Set problem: Transcribe every line exactly. Leave the pictures behind.

>> Start Provided material

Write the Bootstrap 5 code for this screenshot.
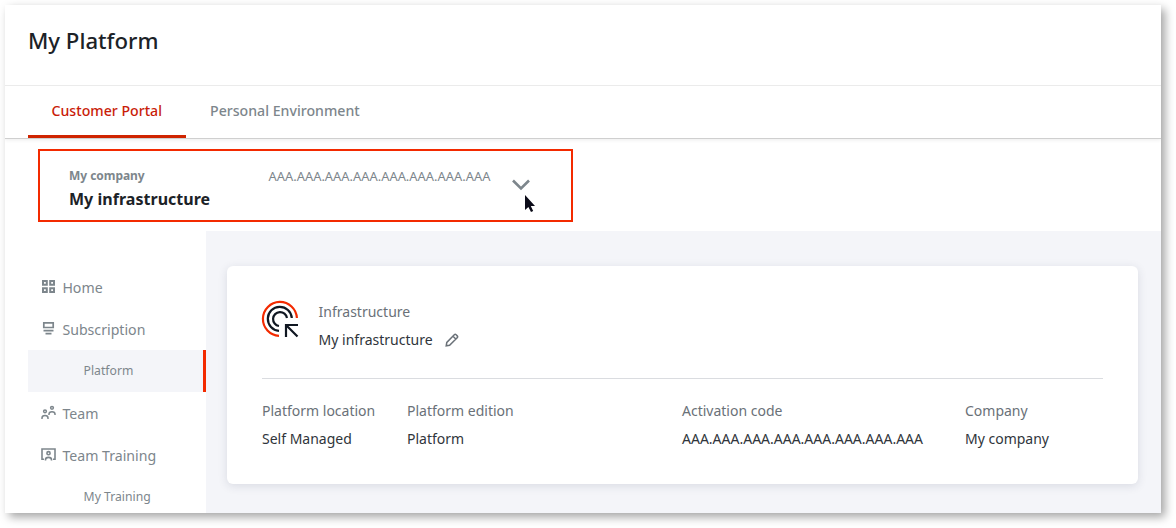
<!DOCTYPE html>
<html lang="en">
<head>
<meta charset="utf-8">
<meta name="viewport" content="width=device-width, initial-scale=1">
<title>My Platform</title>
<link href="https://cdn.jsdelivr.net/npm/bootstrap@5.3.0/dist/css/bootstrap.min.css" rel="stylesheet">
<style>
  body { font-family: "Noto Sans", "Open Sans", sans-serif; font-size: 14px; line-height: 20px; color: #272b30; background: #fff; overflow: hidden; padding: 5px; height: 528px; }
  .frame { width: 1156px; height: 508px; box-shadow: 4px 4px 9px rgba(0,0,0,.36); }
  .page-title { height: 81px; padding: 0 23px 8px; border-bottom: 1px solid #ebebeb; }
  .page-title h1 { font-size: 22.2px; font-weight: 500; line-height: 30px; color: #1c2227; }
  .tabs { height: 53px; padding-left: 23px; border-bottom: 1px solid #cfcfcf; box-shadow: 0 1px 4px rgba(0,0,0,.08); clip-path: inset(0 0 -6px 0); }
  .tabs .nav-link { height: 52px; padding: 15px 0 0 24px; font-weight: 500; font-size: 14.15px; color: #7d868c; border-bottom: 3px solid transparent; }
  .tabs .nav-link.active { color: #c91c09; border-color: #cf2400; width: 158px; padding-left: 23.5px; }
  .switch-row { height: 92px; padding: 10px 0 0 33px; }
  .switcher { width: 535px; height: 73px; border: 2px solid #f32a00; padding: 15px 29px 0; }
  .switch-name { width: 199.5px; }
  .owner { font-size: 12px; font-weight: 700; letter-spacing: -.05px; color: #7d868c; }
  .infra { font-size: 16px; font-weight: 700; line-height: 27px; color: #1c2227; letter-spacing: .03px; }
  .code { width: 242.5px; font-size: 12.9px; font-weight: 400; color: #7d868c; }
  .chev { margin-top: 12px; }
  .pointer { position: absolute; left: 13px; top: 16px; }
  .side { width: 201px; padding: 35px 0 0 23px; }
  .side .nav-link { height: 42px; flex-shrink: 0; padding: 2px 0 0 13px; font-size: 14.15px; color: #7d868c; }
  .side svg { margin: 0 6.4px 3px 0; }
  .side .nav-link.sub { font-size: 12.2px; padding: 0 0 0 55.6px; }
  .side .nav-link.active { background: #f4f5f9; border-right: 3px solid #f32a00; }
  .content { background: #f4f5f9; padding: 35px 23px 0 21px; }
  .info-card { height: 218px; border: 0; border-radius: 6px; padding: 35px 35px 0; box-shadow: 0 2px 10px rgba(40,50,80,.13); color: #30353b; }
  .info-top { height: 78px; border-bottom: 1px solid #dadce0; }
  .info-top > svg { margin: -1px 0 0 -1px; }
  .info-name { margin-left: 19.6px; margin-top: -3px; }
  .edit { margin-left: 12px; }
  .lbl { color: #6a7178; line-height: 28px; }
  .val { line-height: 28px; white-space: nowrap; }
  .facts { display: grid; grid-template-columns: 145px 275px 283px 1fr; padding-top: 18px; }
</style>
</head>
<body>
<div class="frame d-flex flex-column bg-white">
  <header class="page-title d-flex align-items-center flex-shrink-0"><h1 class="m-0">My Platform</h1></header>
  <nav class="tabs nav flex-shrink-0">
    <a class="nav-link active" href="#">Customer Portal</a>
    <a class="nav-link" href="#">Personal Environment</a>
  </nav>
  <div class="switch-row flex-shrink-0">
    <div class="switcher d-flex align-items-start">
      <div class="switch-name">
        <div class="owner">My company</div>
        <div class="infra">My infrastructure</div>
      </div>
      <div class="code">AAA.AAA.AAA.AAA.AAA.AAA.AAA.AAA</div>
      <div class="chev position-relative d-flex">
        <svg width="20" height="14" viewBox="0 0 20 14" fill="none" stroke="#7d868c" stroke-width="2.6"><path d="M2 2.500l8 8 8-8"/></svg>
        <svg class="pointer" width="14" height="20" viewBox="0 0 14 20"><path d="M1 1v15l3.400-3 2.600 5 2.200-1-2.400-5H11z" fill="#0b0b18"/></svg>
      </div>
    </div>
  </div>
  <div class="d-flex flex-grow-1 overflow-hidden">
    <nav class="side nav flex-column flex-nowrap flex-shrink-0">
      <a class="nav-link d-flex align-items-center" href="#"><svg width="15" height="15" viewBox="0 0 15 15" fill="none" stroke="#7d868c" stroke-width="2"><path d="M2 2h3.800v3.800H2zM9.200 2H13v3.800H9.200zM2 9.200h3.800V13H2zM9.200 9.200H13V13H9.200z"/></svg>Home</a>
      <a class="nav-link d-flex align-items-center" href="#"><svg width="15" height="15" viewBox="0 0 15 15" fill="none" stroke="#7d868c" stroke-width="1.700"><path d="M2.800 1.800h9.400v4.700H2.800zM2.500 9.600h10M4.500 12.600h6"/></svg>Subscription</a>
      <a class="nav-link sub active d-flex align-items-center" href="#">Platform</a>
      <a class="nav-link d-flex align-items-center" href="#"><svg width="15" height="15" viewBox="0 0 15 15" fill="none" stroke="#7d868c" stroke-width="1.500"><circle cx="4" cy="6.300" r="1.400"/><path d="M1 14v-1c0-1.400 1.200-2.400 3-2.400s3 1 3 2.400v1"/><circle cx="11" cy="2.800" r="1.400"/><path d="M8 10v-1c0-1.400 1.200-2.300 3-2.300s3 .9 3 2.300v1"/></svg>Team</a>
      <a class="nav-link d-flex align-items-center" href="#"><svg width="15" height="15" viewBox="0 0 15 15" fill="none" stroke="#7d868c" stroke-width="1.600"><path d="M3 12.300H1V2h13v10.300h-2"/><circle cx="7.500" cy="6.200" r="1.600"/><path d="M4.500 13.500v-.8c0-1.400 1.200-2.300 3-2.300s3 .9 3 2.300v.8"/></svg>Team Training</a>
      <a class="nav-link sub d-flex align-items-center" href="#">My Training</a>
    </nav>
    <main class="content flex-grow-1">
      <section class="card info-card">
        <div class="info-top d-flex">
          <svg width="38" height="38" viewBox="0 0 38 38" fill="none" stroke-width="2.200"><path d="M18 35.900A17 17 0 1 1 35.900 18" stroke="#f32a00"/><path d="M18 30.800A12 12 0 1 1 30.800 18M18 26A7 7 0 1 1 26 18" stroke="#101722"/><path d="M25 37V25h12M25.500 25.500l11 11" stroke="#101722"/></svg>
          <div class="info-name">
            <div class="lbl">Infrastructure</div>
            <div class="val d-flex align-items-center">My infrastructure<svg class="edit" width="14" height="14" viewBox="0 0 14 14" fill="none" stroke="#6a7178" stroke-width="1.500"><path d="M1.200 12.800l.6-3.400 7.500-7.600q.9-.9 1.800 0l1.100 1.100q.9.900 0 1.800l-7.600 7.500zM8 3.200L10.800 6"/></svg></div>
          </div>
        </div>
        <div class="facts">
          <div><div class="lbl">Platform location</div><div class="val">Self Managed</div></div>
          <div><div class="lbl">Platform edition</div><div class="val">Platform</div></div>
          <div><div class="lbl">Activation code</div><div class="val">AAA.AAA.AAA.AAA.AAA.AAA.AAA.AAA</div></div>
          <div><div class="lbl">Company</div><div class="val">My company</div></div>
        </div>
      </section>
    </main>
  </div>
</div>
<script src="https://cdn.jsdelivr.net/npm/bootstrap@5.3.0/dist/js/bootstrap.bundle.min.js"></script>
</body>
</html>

>> End Provided material

Expected answer:
Write the Bootstrap 5 code for this screenshot.
<!DOCTYPE html>
<html lang="en">
<head>
<meta charset="utf-8">
<meta name="viewport" content="width=device-width, initial-scale=1">
<title>My Platform</title>
<link href="https://cdn.jsdelivr.net/npm/bootstrap@5.3.0/dist/css/bootstrap.min.css" rel="stylesheet">
<style>
  body { font-family: "Noto Sans", "Open Sans", sans-serif; font-size: 14px; line-height: 20px; color: #272b30; background: #fff; overflow: hidden; padding: 5px; height: 528px; }
  .frame { width: 1156px; height: 508px; box-shadow: 4px 4px 9px rgba(0,0,0,.36); }
  .page-title { height: 81px; padding: 0 23px 8px; border-bottom: 1px solid #ebebeb; }
  .page-title h1 { font-size: 22.2px; font-weight: 500; line-height: 30px; color: #1c2227; }
  .tabs { height: 53px; padding-left: 23px; border-bottom: 1px solid #cfcfcf; box-shadow: 0 1px 4px rgba(0,0,0,.08); clip-path: inset(0 0 -6px 0); }
  .tabs .nav-link { height: 52px; padding: 15px 0 0 24px; font-weight: 500; font-size: 14.15px; color: #7d868c; border-bottom: 3px solid transparent; }
  .tabs .nav-link.active { color: #c91c09; border-color: #cf2400; width: 158px; padding-left: 23.5px; }
  .switch-row { height: 92px; padding: 10px 0 0 33px; }
  .switcher { width: 535px; height: 73px; border: 2px solid #f32a00; padding: 15px 29px 0; }
  .switch-name { width: 199.5px; }
  .owner { font-size: 12px; font-weight: 700; letter-spacing: -.05px; color: #7d868c; }
  .infra { font-size: 16px; font-weight: 700; line-height: 27px; color: #1c2227; letter-spacing: .03px; }
  .code { width: 242.5px; font-size: 12.9px; font-weight: 400; color: #7d868c; }
  .chev { margin-top: 12px; }
  .pointer { position: absolute; left: 13px; top: 16px; }
  .side { width: 201px; padding: 35px 0 0 23px; }
  .side .nav-link { height: 42px; flex-shrink: 0; padding: 2px 0 0 13px; font-size: 14.15px; color: #7d868c; }
  .side svg { margin: 0 6.4px 3px 0; }
  .side .nav-link.sub { font-size: 12.2px; padding: 0 0 0 55.6px; }
  .side .nav-link.active { background: #f4f5f9; border-right: 3px solid #f32a00; }
  .content { background: #f4f5f9; padding: 35px 23px 0 21px; }
  .info-card { height: 218px; border: 0; border-radius: 6px; padding: 35px 35px 0; box-shadow: 0 2px 10px rgba(40,50,80,.13); color: #30353b; }
  .info-top { height: 78px; border-bottom: 1px solid #dadce0; }
  .info-top > svg { margin: -1px 0 0 -1px; }
  .info-name { margin-left: 19.6px; margin-top: -3px; }
  .edit { margin-left: 12px; }
  .lbl { color: #6a7178; line-height: 28px; }
  .val { line-height: 28px; white-space: nowrap; }
  .facts { display: grid; grid-template-columns: 145px 275px 283px 1fr; padding-top: 18px; }
</style>
</head>
<body>
<div class="frame d-flex flex-column bg-white">
  <header class="page-title d-flex align-items-center flex-shrink-0"><h1 class="m-0">My Platform</h1></header>
  <nav class="tabs nav flex-shrink-0">
    <a class="nav-link active" href="#">Customer Portal</a>
    <a class="nav-link" href="#">Personal Environment</a>
  </nav>
  <div class="switch-row flex-shrink-0">
    <div class="switcher d-flex align-items-start">
      <div class="switch-name">
        <div class="owner">My company</div>
        <div class="infra">My infrastructure</div>
      </div>
      <div class="code">AAA.AAA.AAA.AAA.AAA.AAA.AAA.AAA</div>
      <div class="chev position-relative d-flex">
        <svg width="20" height="14" viewBox="0 0 20 14" fill="none" stroke="#7d868c" stroke-width="2.6"><path d="M2 2.500l8 8 8-8"/></svg>
        <svg class="pointer" width="14" height="20" viewBox="0 0 14 20"><path d="M1 1v15l3.400-3 2.600 5 2.200-1-2.400-5H11z" fill="#0b0b18"/></svg>
      </div>
    </div>
  </div>
  <div class="d-flex flex-grow-1 overflow-hidden">
    <nav class="side nav flex-column flex-nowrap flex-shrink-0">
      <a class="nav-link d-flex align-items-center" href="#"><svg width="15" height="15" viewBox="0 0 15 15" fill="none" stroke="#7d868c" stroke-width="2"><path d="M2 2h3.800v3.800H2zM9.200 2H13v3.800H9.200zM2 9.200h3.800V13H2zM9.200 9.200H13V13H9.200z"/></svg>Home</a>
      <a class="nav-link d-flex align-items-center" href="#"><svg width="15" height="15" viewBox="0 0 15 15" fill="none" stroke="#7d868c" stroke-width="1.700"><path d="M2.800 1.800h9.400v4.700H2.800zM2.500 9.600h10M4.500 12.600h6"/></svg>Subscription</a>
      <a class="nav-link sub active d-flex align-items-center" href="#">Platform</a>
      <a class="nav-link d-flex align-items-center" href="#"><svg width="15" height="15" viewBox="0 0 15 15" fill="none" stroke="#7d868c" stroke-width="1.500"><circle cx="4" cy="6.300" r="1.400"/><path d="M1 14v-1c0-1.400 1.200-2.400 3-2.400s3 1 3 2.400v1"/><circle cx="11" cy="2.800" r="1.400"/><path d="M8 10v-1c0-1.400 1.200-2.300 3-2.300s3 .9 3 2.300v1"/></svg>Team</a>
      <a class="nav-link d-flex align-items-center" href="#"><svg width="15" height="15" viewBox="0 0 15 15" fill="none" stroke="#7d868c" stroke-width="1.600"><path d="M3 12.300H1V2h13v10.300h-2"/><circle cx="7.500" cy="6.200" r="1.600"/><path d="M4.500 13.500v-.8c0-1.400 1.200-2.300 3-2.300s3 .9 3 2.300v.8"/></svg>Team Training</a>
      <a class="nav-link sub d-flex align-items-center" href="#">My Training</a>
    </nav>
    <main class="content flex-grow-1">
      <section class="card info-card">
        <div class="info-top d-flex">
          <svg width="38" height="38" viewBox="0 0 38 38" fill="none" stroke-width="2.200"><path d="M18 35.900A17 17 0 1 1 35.900 18" stroke="#f32a00"/><path d="M18 30.800A12 12 0 1 1 30.800 18M18 26A7 7 0 1 1 26 18" stroke="#101722"/><path d="M25 37V25h12M25.500 25.500l11 11" stroke="#101722"/></svg>
          <div class="info-name">
            <div class="lbl">Infrastructure</div>
            <div class="val d-flex align-items-center">My infrastructure<svg class="edit" width="14" height="14" viewBox="0 0 14 14" fill="none" stroke="#6a7178" stroke-width="1.500"><path d="M1.200 12.800l.6-3.400 7.500-7.600q.9-.9 1.800 0l1.100 1.100q.9.900 0 1.800l-7.600 7.500zM8 3.200L10.800 6"/></svg></div>
          </div>
        </div>
        <div class="facts">
          <div><div class="lbl">Platform location</div><div class="val">Self Managed</div></div>
          <div><div class="lbl">Platform edition</div><div class="val">Platform</div></div>
          <div><div class="lbl">Activation code</div><div class="val">AAA.AAA.AAA.AAA.AAA.AAA.AAA.AAA</div></div>
          <div><div class="lbl">Company</div><div class="val">My company</div></div>
        </div>
      </section>
    </main>
  </div>
</div>
<script src="https://cdn.jsdelivr.net/npm/bootstrap@5.3.0/dist/js/bootstrap.bundle.min.js"></script>
</body>
</html>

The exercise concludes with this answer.